Banks was effectively suspended from UKIP membership a few weeks ago for criticising the party’s new leadership, and not unreasonably he now asks: “Why on earth am I going to donate the service for free. I don’t think so. So – yes – there is a bill in the post for the thick end of £200,000.”

UKIP’s most recent by-election outing was in a seat which should be very winnable if the party were to succeed in its stated aim of challenging Labour as the voice of the White working class.  In Higher Croft ward, Blackburn – where the BNP once polled 29.6% and in 2015 UKIP managed 33.3% – UKIP candidate Ian Grimshaw was a distant runner-up to Labour in Thursday’s by-election, polling 22.6%.

Mr Grimshaw obtained 169 votes in Higher Croft: precisely one hundred votes fewer than the England First Party’s Ian Lofthouse received in the same ward a decade ago. Many UKIP councillors are voting with their feet and deciding not to stand for re-election.
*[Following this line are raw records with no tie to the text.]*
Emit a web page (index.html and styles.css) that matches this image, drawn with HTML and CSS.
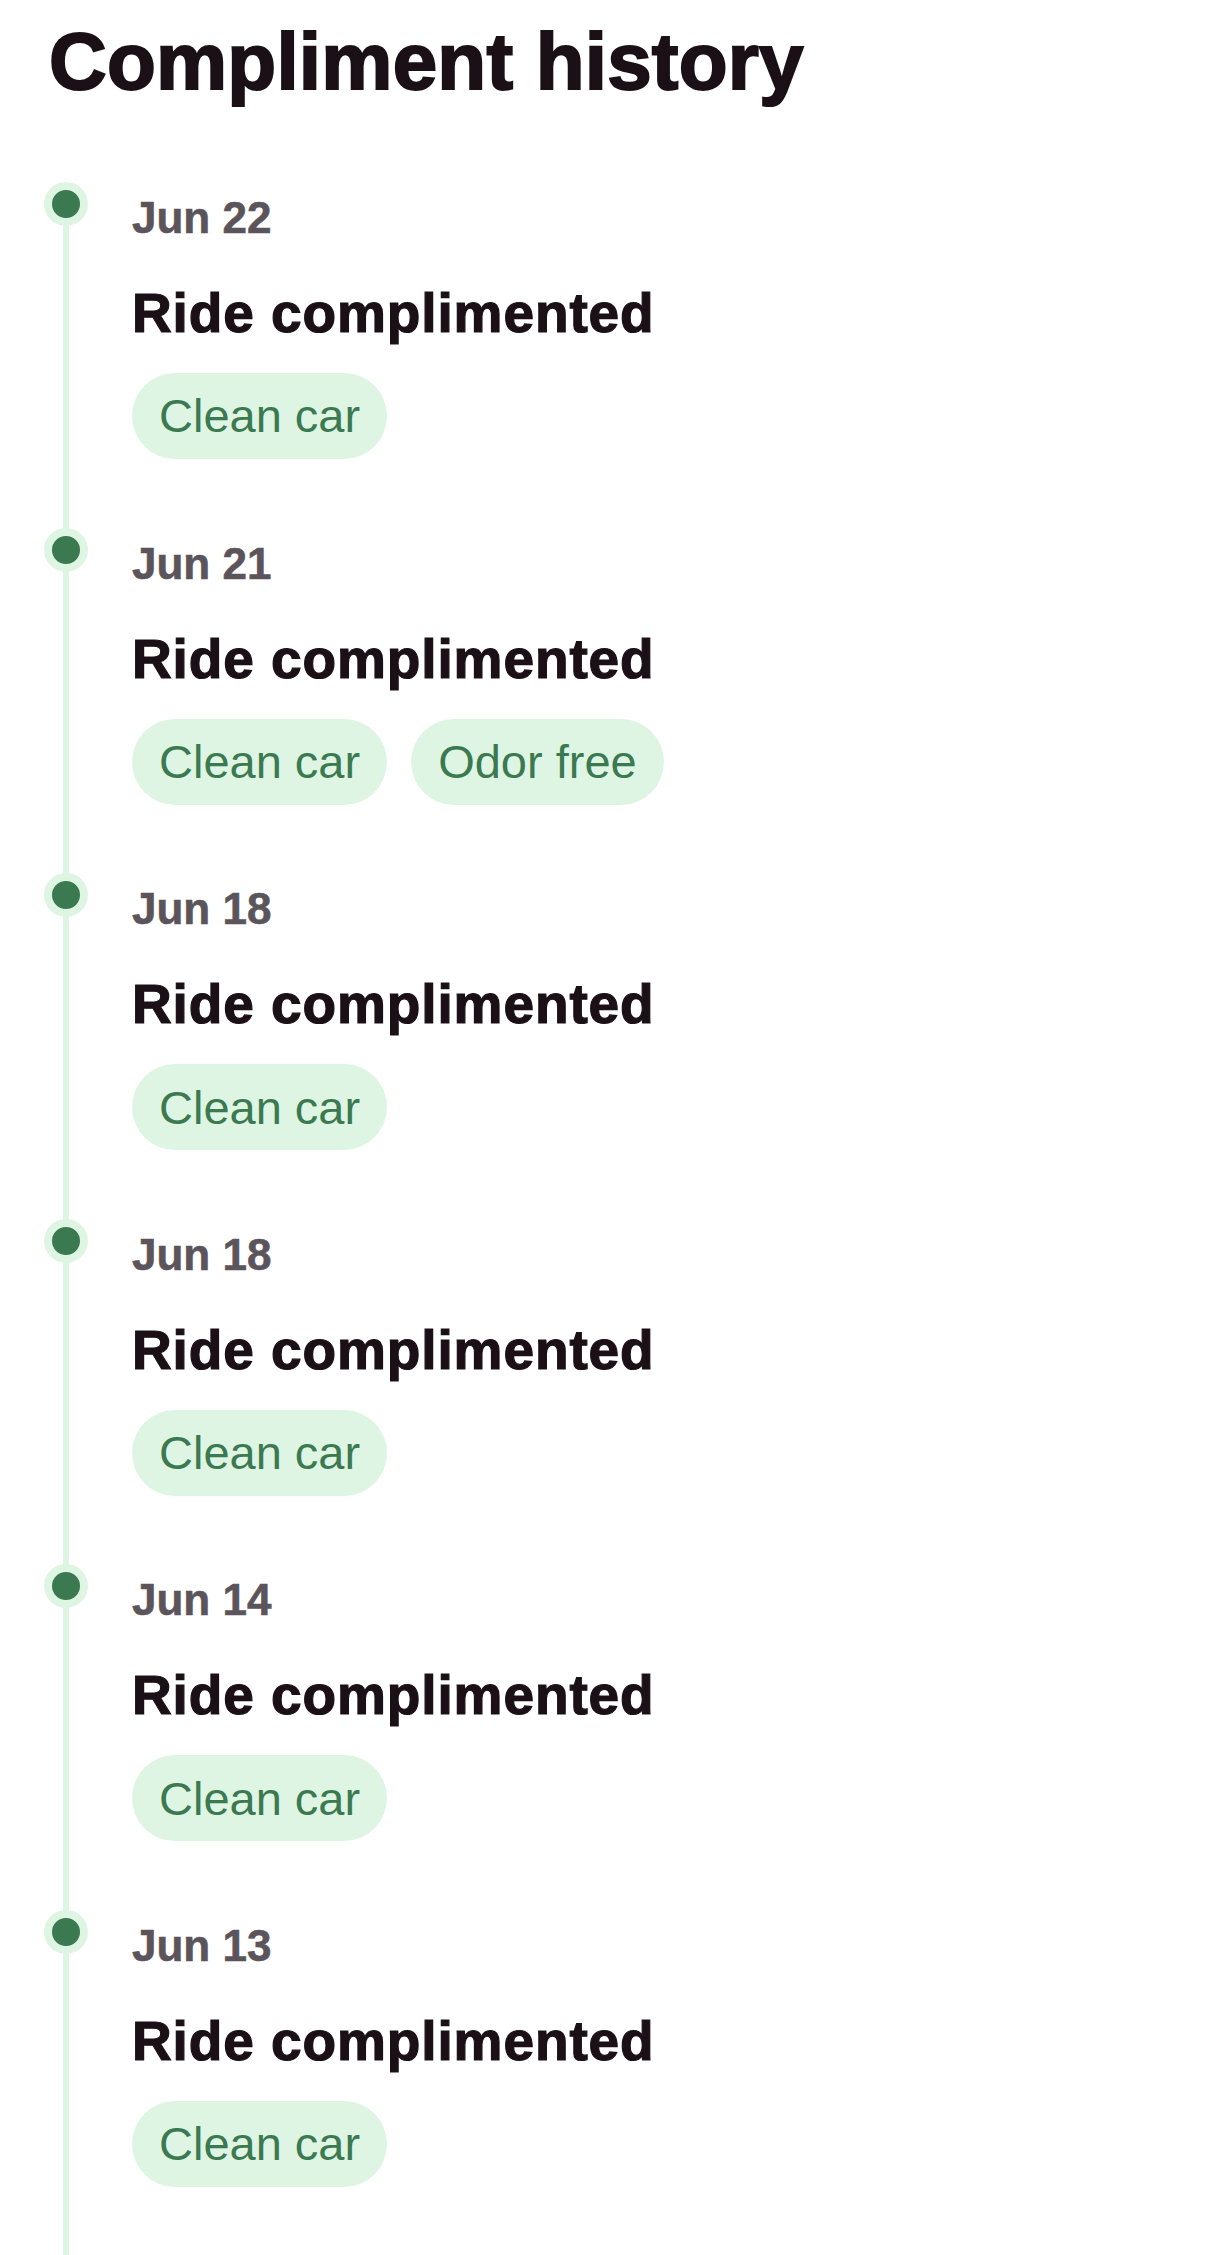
FILE: index.html
```html
<!DOCTYPE html>
<html lang="en">
<head>
<meta charset="utf-8">
<title>Compliment history</title>
<link rel="stylesheet" href="styles.css">
</head>
<body>
<main class="page">
  <h1 class="page-title">Compliment history</h1>
  <ol class="timeline">
    <li class="item">
      <div class="rail"><span class="dot"></span></div>
      <div class="content">
        <div class="date">Jun 22</div>
        <div class="event">Ride complimented</div>
        <div class="chips"><span class="chip">Clean car</span></div>
      </div>
    </li>
    <li class="item">
      <div class="rail"><span class="dot"></span></div>
      <div class="content">
        <div class="date">Jun 21</div>
        <div class="event">Ride complimented</div>
        <div class="chips"><span class="chip">Clean car</span><span class="chip">Odor free</span></div>
      </div>
    </li>
    <li class="item">
      <div class="rail"><span class="dot"></span></div>
      <div class="content">
        <div class="date">Jun 18</div>
        <div class="event">Ride complimented</div>
        <div class="chips"><span class="chip">Clean car</span></div>
      </div>
    </li>
    <li class="item">
      <div class="rail"><span class="dot"></span></div>
      <div class="content">
        <div class="date">Jun 18</div>
        <div class="event">Ride complimented</div>
        <div class="chips"><span class="chip">Clean car</span></div>
      </div>
    </li>
    <li class="item">
      <div class="rail"><span class="dot"></span></div>
      <div class="content">
        <div class="date">Jun 14</div>
        <div class="event">Ride complimented</div>
        <div class="chips"><span class="chip">Clean car</span></div>
      </div>
    </li>
    <li class="item">
      <div class="rail"><span class="dot"></span></div>
      <div class="content">
        <div class="date">Jun 13</div>
        <div class="event">Ride complimented</div>
        <div class="chips"><span class="chip">Clean car</span></div>
      </div>
    </li>
  </ol>
</main>
</body>
</html>
```
FILE: styles.css
```css
html, body {
  margin: 0;
  padding: 0;
  background: #ffffff;
}

body {
  font-family: "Liberation Sans", Arial, sans-serif;
  overflow: hidden;
}

.page {
  min-height: 100vh;
  display: flex;
  flex-direction: column;
  box-sizing: border-box;
  padding-top: 21.6px;
}

.page-title {
  margin: 0 0 0 49px;
  font-size: 80px;
  line-height: 80px;
  font-weight: 700;
  letter-spacing: 0.2px;
  color: #1a1015;
  -webkit-text-stroke: 2px #1a1015;
}

.timeline {
  list-style: none;
  margin: 80.4px 0 0 0;
  padding: 0;
  flex: 1;
  background-image: linear-gradient(#dff5e4, #dff5e4);
  background-repeat: no-repeat;
  background-position: 63px 22px;
  background-size: 6px 100%;
}

.item {
  display: grid;
  grid-template-columns: 132px 1fr;
  padding-bottom: 68.6px;
}

.item:last-child {
  padding-bottom: 30px;
}

.rail {
  display: flex;
  justify-content: center;
  align-items: flex-start;
}

.dot {
  width: 44px;
  height: 44px;
  box-sizing: border-box;
  border-radius: 50%;
  background: #3b7a51;
  border: 8px solid #dff5e4;
}

.content {
  padding-top: 10px;
  display: flex;
  flex-direction: column;
  align-items: flex-start;
}

.date {
  font-size: 44px;
  line-height: 52px;
  font-weight: 700;
  color: #5b545b;
  -webkit-text-stroke: 0.6px #5b545b;
}

.event {
  margin-top: 37px;
  font-size: 55px;
  line-height: 64px;
  font-weight: 700;
  letter-spacing: 0.9px;
  color: #1a1015;
  -webkit-text-stroke: 1.2px #1a1015;
}

.chips {
  margin-top: 28px;
  display: flex;
  gap: 24px;
}

.chip {
  height: 86px;
  display: inline-flex;
  align-items: center;
  padding: 0 27px;
  border-radius: 43px;
  background: #dff5e4;
  color: #3b7a51;
  font-size: 47px;
  font-weight: 400;
}
```
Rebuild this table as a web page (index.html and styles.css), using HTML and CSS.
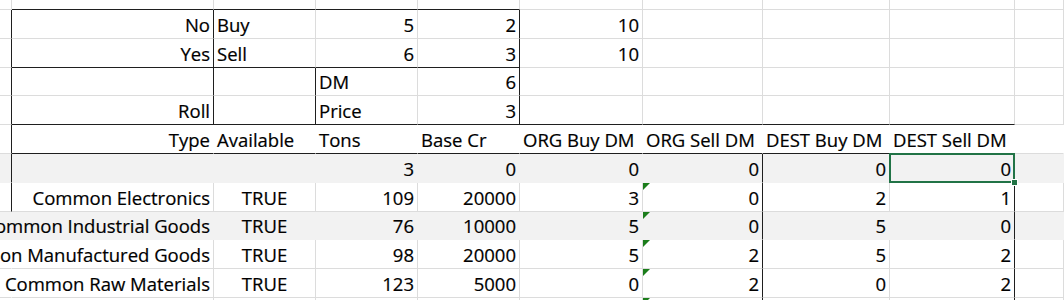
FILE: index.html
```html
<!DOCTYPE html>
<html>
<head>
<meta charset="utf-8">
<link rel="stylesheet" href="styles.css">
</head>
<body>
<div class="sheet">
  <div class="row top">
    <div class="c"></div><div class="c db"></div><div class="c db"></div><div class="c db"></div><div class="c db"></div><div class="c"></div><div class="c"></div><div class="c"></div><div class="c"></div><div class="c"></div>
  </div>
  <div class="row">
    <div class="c dr"></div><div class="c dr">No</div><div class="c lt">Buy</div><div class="c">5</div><div class="c dr">2</div><div class="c">10</div><div class="c"></div><div class="c"></div><div class="c"></div><div class="c"></div>
  </div>
  <div class="row">
    <div class="c dr"></div><div class="c dr db">Yes</div><div class="c lt db">Sell</div><div class="c db">6</div><div class="c dr db">3</div><div class="c">10</div><div class="c"></div><div class="c"></div><div class="c"></div><div class="c"></div>
  </div>
  <div class="row">
    <div class="c dr"></div><div class="c dr"></div><div class="c dr"></div><div class="c lt">DM</div><div class="c dr">6</div><div class="c"></div><div class="c"></div><div class="c"></div><div class="c"></div><div class="c"></div>
  </div>
  <div class="row">
    <div class="c dr"></div><div class="c dr db">Roll</div><div class="c dr db"></div><div class="c lt db">Price</div><div class="c dr db">3</div><div class="c db"></div><div class="c db"></div><div class="c db"></div><div class="c db"></div><div class="c"></div>
  </div>
  <div class="row hdr">
    <div class="c dr"></div><div class="c db">Type</div><div class="c lt db">Available</div><div class="c lt db">Tons</div><div class="c lt db">Base Cr</div><div class="c lt db">ORG Buy DM</div><div class="c lt db">ORG Sell DM</div><div class="c lt db">DEST Buy DM</div><div class="c lt db">DEST Sell DM</div><div class="c"></div>
  </div>
  <div class="row gray">
    <div class="c dr"></div><div class="c"></div><div class="c"></div><div class="c">3</div><div class="c">0</div><div class="c">0</div><div class="c dr">0</div><div class="c">0</div><div class="c dr">0<span class="selbox"></span><span class="handle"></span></div><div class="c"></div>
  </div>
  <div class="row">
    <div class="c dr"></div><div class="c">Common Electronics</div><div class="c ct">TRUE</div><div class="c">109</div><div class="c">20000</div><div class="c">3</div><div class="c dr">0<span class="tri"></span></div><div class="c">2</div><div class="c dr">1</div><div class="c"></div>
  </div>
  <div class="row gray">
    <div class="c"></div><div class="c">Common Industrial Goods</div><div class="c ct">TRUE</div><div class="c">76</div><div class="c">10000</div><div class="c">5</div><div class="c dr">0<span class="tri"></span></div><div class="c">5</div><div class="c dr">0</div><div class="c"></div>
  </div>
  <div class="row">
    <div class="c nr"></div><div class="c">Common Manufactured Goods</div><div class="c ct">TRUE</div><div class="c">98</div><div class="c">20000</div><div class="c">5</div><div class="c dr">2<span class="tri"></span></div><div class="c">5</div><div class="c dr">2</div><div class="c"></div>
  </div>
  <div class="row">
    <div class="c nr"></div><div class="c">Common Raw Materials</div><div class="c ct">TRUE</div><div class="c">123</div><div class="c">5000</div><div class="c">0</div><div class="c dr">2<span class="tri"></span></div><div class="c">0</div><div class="c dr">2</div><div class="c"></div>
  </div>
  <div class="row end">
    <div class="c nr"></div><div class="c"></div><div class="c"></div><div class="c"></div><div class="c"></div><div class="c"></div><div class="c dr"><span class="tri"></span></div><div class="c"></div><div class="c dr"></div><div class="c"></div>
  </div>
</div>
</body>
</html>
```

FILE: styles.css
```css
* { box-sizing: border-box; }
html, body { margin: 0; background: #fff; }
body { overflow: hidden; height: 300px; }

.sheet {
  width: 1064px;
  display: flex;
  flex-direction: column;
  font-family: "Open Sans", "Liberation Sans", sans-serif;
  font-size: 18.5px;
  line-height: 20px;
  color: #000;
  -webkit-text-stroke: 0.2px #000;
}

.row {
  display: grid;
  grid-template-columns: 12px 202px 102px 102px 102px 123px 120px 127px 125px 1fr;
  height: 28.8px;
  flex: none;
}
.row.top { height: 10px; }
.row.end { height: 10px; }

.c {
  position: relative;
  display: flex;
  align-items: flex-end;
  justify-content: flex-end;
  padding: 0 3px 3px 3px;
  border-right: 1px solid #dcdcdc;
  border-bottom: 1px solid #dcdcdc;
  white-space: nowrap;
  min-width: 0;
}
.lt { justify-content: flex-start; }
.ct { justify-content: center; }

.gray .c { background: #f2f2f2; border-color: transparent; }
.hdr .c { border-right-color: transparent; }

.sheet .nr { border-right-color: transparent; }
.sheet .dr { border-right-color: #1f1f1f; }
.sheet .db { border-bottom-color: #1f1f1f; }

.tri {
  position: absolute;
  left: 0;
  top: 0;
  width: 0;
  height: 0;
  border-top: 7px solid #1b7d1b;
  border-right: 7px solid transparent;
}

.selbox {
  position: absolute;
  left: -1px;
  top: -1px;
  right: -1px;
  bottom: -1px;
  border: 2px solid #217346;
  z-index: 2;
}
.handle {
  position: absolute;
  right: -4px;
  bottom: -4px;
  width: 7px;
  height: 7px;
  background: #217346;
  border: 1px solid #fff;
  z-index: 3;
}
```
Raheem Kassam (far right) visiting the U.S. President-Elect at Trump Tower, with Banks, Farage and colleagues from UKIP and Breitbart

Raheem Kassam (far right) visiting the U.S. President-Elect at Trump Tower, with Banks, Farage and colleagues from UKIP and Breitbart

Arron Banks is clearly planning to set up a new organisation. It is still unclear whether this will take the form of a political party, and whether former members of parties such as the BNP or NF will be allowed to join.  Most ex-members of racial nationalist groups and some anti-Islam outfits such as the EDL have long been excluded under UKIP’s constitution.

Last year UKIP leadership hopeful Raheem Kassam (an ally of Banks and Farage) argued that the party should change this policy and accept some former BNP members and others previously excluded.